EXERCISE AIM - Copy out the listing that follows exactly, dropping every picture.
*** PROVIDED MATERIAL
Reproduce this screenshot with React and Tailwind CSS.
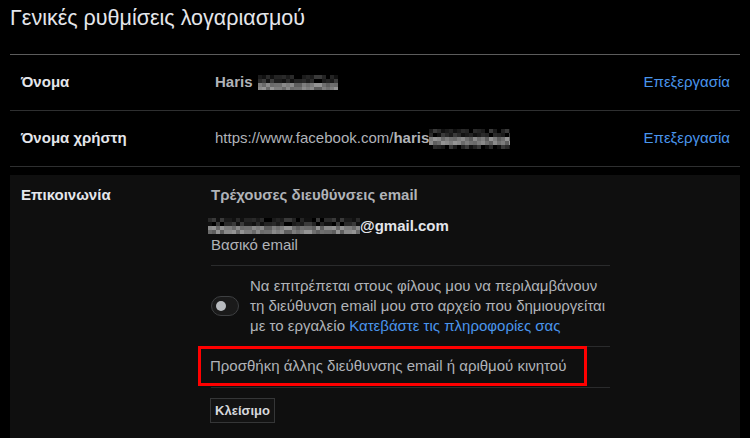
import React from "react";

// pixelated "blurred" strip, like the censored parts of the screenshot
const Blur = ({ width, height, band, seed = 1 }) => {
  const cell = 4;
  const cols = Math.ceil(width / cell);
  const rows = Math.ceil(height / cell);
  const shades = ["#5e5e5e", "#6f6f6f", "#7d7d7d", "#8a8a8a", "#6a6a6a", "#949494"];
  const darks = ["#1b1b1b", "#2a2a2a", "#111111", "#3a3a3a", "#000000", "#242424"];
  const rects = [];
  for (let r = 0; r < rows; r++) {
    for (let c = 0; c < cols; c++) {
      const n = (c * 7 + r * 13 + seed * 5 + ((c * c + seed) % 5)) % 6;
      const inBand = r >= band[0] && r <= band[1];
      rects.push(
        <rect
          key={`${r}-${c}`}
          x={c * cell}
          y={r * cell}
          width={cell}
          height={cell}
          fill={inBand ? shades[n] : darks[n]}
        />
      );
    }
  }
  return (
    <svg width={width} height={height} className="block shrink-0">
      {rects}
    </svg>
  );
};

const Row = ({ label, children }) => (
  <div className="flex items-center h-[56px] border-b border-[#2e2f30]">
    <div className="w-[205px] pl-[11px] text-[15px] font-bold text-[#e4e6eb]">{label}</div>
    <div className="flex-1 flex items-center text-[15px] text-[#b0b3b8]">{children}</div>
    <a className="pr-[10px] text-[15px] text-[#4a95ec] cursor-pointer">Επεξεργασία</a>
  </div>
);

const App = () => {
  return (
    <div className="w-[750px] h-[438px] bg-black overflow-hidden font-['Liberation_Sans',Arial,sans-serif]">
      <div className="px-[10px]">
        <h1 className="pt-[4px] pb-[22px] text-[21.5px] leading-[28px] text-[#e4e6eb] border-b border-[#5c5c5c]">
          Γενικές ρυθμίσεις λογαριασμού
        </h1>

        <Row label="Όνομα">
          <span className="font-bold">Haris</span>
          <span className="ml-[5px]">
            <Blur width={80} height={15} band={[2, 3]} seed={2} />
          </span>
        </Row>

        <Row label="Όνομα χρήστη">
          <span>https://www.facebook.com/</span>
          <span className="font-bold">haris</span>
          <Blur width={81} height={20} band={[2, 3]} seed={4} />
        </Row>

        {/* expanded contact section */}
        <div className="mt-[8px] bg-[#0f0f0f] h-[300px] flex pt-[11px]">
          <div className="w-[201px] pl-[11px] text-[15px] leading-[18px] font-bold text-[#e4e6eb]">
            Επικοινωνία
          </div>
          <div className="w-[399px] text-[15px] text-[#b0b3b8]">
            <div className="leading-[18px] font-bold">Τρέχουσες διευθύνσεις email</div>
            <div className="mt-[13px] flex items-center h-[18px] -ml-[3px]">
              <Blur width={152} height={16} band={[2, 3]} seed={7} />
              <span className="font-bold text-[#e4e6eb]">@gmail.com</span>
            </div>
            <div className="mt-[1px] leading-[18px]">Βασικό email</div>

            <div className="mt-[11px] border-t border-[#2a2b2c] pt-[10px] pb-[10px] flex items-center">
              <div className="w-[28px] h-[20px] rounded-full border border-[#3e4042] bg-[#1a1a1a] flex items-center pl-[4px] shrink-0">
                <div className="w-[10px] h-[10px] rounded-full bg-[#b8bbbf]" />
              </div>
              <p className="ml-[11px] w-[358px] leading-[20px]">
                Να επιτρέπεται στους φίλους μου να περιλαμβάνουν τη διεύθυνση email μου στο αρχείο
                που δημιουργείται με το εργαλείο{" "}
                <a className="text-[#4a95ec] cursor-pointer">Κατεβάστε τις πληροφορίες σας</a>
              </p>
            </div>

            <div className="relative border-t border-b border-[#2a2b2c] h-[42px] flex items-center">
              <span className="-ml-[1px] -mt-[1px]">
                Προσθήκη άλλης διεύθυνσης email ή αριθμού κινητού
              </span>
              <div className="absolute left-[-13px] top-[-1px] w-[389px] h-[40px] border-[3px] border-[#ff0000]" />
            </div>

            <button className="mt-[10px] w-[65px] h-[25px] border border-[#353637] bg-[#131313] text-[13px] font-bold text-[#d6d8dc] -ml-[1px]">
              Κλείσιμο
            </button>
          </div>
        </div>
      </div>
    </div>
  );
};

export default App;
******
RESPONSE TO THE TASK -
Reproduce this screenshot with React and Tailwind CSS.
import React from "react";

// pixelated "blurred" strip, like the censored parts of the screenshot
const Blur = ({ width, height, band, seed = 1 }) => {
  const cell = 4;
  const cols = Math.ceil(width / cell);
  const rows = Math.ceil(height / cell);
  const shades = ["#5e5e5e", "#6f6f6f", "#7d7d7d", "#8a8a8a", "#6a6a6a", "#949494"];
  const darks = ["#1b1b1b", "#2a2a2a", "#111111", "#3a3a3a", "#000000", "#242424"];
  const rects = [];
  for (let r = 0; r < rows; r++) {
    for (let c = 0; c < cols; c++) {
      const n = (c * 7 + r * 13 + seed * 5 + ((c * c + seed) % 5)) % 6;
      const inBand = r >= band[0] && r <= band[1];
      rects.push(
        <rect
          key={`${r}-${c}`}
          x={c * cell}
          y={r * cell}
          width={cell}
          height={cell}
          fill={inBand ? shades[n] : darks[n]}
        />
      );
    }
  }
  return (
    <svg width={width} height={height} className="block shrink-0">
      {rects}
    </svg>
  );
};

const Row = ({ label, children }) => (
  <div className="flex items-center h-[56px] border-b border-[#2e2f30]">
    <div className="w-[205px] pl-[11px] text-[15px] font-bold text-[#e4e6eb]">{label}</div>
    <div className="flex-1 flex items-center text-[15px] text-[#b0b3b8]">{children}</div>
    <a className="pr-[10px] text-[15px] text-[#4a95ec] cursor-pointer">Επεξεργασία</a>
  </div>
);

const App = () => {
  return (
    <div className="w-[750px] h-[438px] bg-black overflow-hidden font-['Liberation_Sans',Arial,sans-serif]">
      <div className="px-[10px]">
        <h1 className="pt-[4px] pb-[22px] text-[21.5px] leading-[28px] text-[#e4e6eb] border-b border-[#5c5c5c]">
          Γενικές ρυθμίσεις λογαριασμού
        </h1>

        <Row label="Όνομα">
          <span className="font-bold">Haris</span>
          <span className="ml-[5px]">
            <Blur width={80} height={15} band={[2, 3]} seed={2} />
          </span>
        </Row>

        <Row label="Όνομα χρήστη">
          <span>https://www.facebook.com/</span>
          <span className="font-bold">haris</span>
          <Blur width={81} height={20} band={[2, 3]} seed={4} />
        </Row>

        {/* expanded contact section */}
        <div className="mt-[8px] bg-[#0f0f0f] h-[300px] flex pt-[11px]">
          <div className="w-[201px] pl-[11px] text-[15px] leading-[18px] font-bold text-[#e4e6eb]">
            Επικοινωνία
          </div>
          <div className="w-[399px] text-[15px] text-[#b0b3b8]">
            <div className="leading-[18px] font-bold">Τρέχουσες διευθύνσεις email</div>
            <div className="mt-[13px] flex items-center h-[18px] -ml-[3px]">
              <Blur width={152} height={16} band={[2, 3]} seed={7} />
              <span className="font-bold text-[#e4e6eb]">@gmail.com</span>
            </div>
            <div className="mt-[1px] leading-[18px]">Βασικό email</div>

            <div className="mt-[11px] border-t border-[#2a2b2c] pt-[10px] pb-[10px] flex items-center">
              <div className="w-[28px] h-[20px] rounded-full border border-[#3e4042] bg-[#1a1a1a] flex items-center pl-[4px] shrink-0">
                <div className="w-[10px] h-[10px] rounded-full bg-[#b8bbbf]" />
              </div>
              <p className="ml-[11px] w-[358px] leading-[20px]">
                Να επιτρέπεται στους φίλους μου να περιλαμβάνουν τη διεύθυνση email μου στο αρχείο
                που δημιουργείται με το εργαλείο{" "}
                <a className="text-[#4a95ec] cursor-pointer">Κατεβάστε τις πληροφορίες σας</a>
              </p>
            </div>

            <div className="relative border-t border-b border-[#2a2b2c] h-[42px] flex items-center">
              <span className="-ml-[1px] -mt-[1px]">
                Προσθήκη άλλης διεύθυνσης email ή αριθμού κινητού
              </span>
              <div className="absolute left-[-13px] top-[-1px] w-[389px] h-[40px] border-[3px] border-[#ff0000]" />
            </div>

            <button className="mt-[10px] w-[65px] h-[25px] border border-[#353637] bg-[#131313] text-[13px] font-bold text-[#d6d8dc] -ml-[1px]">
              Κλείσιμο
            </button>
          </div>
        </div>
      </div>
    </div>
  );
};

export default App;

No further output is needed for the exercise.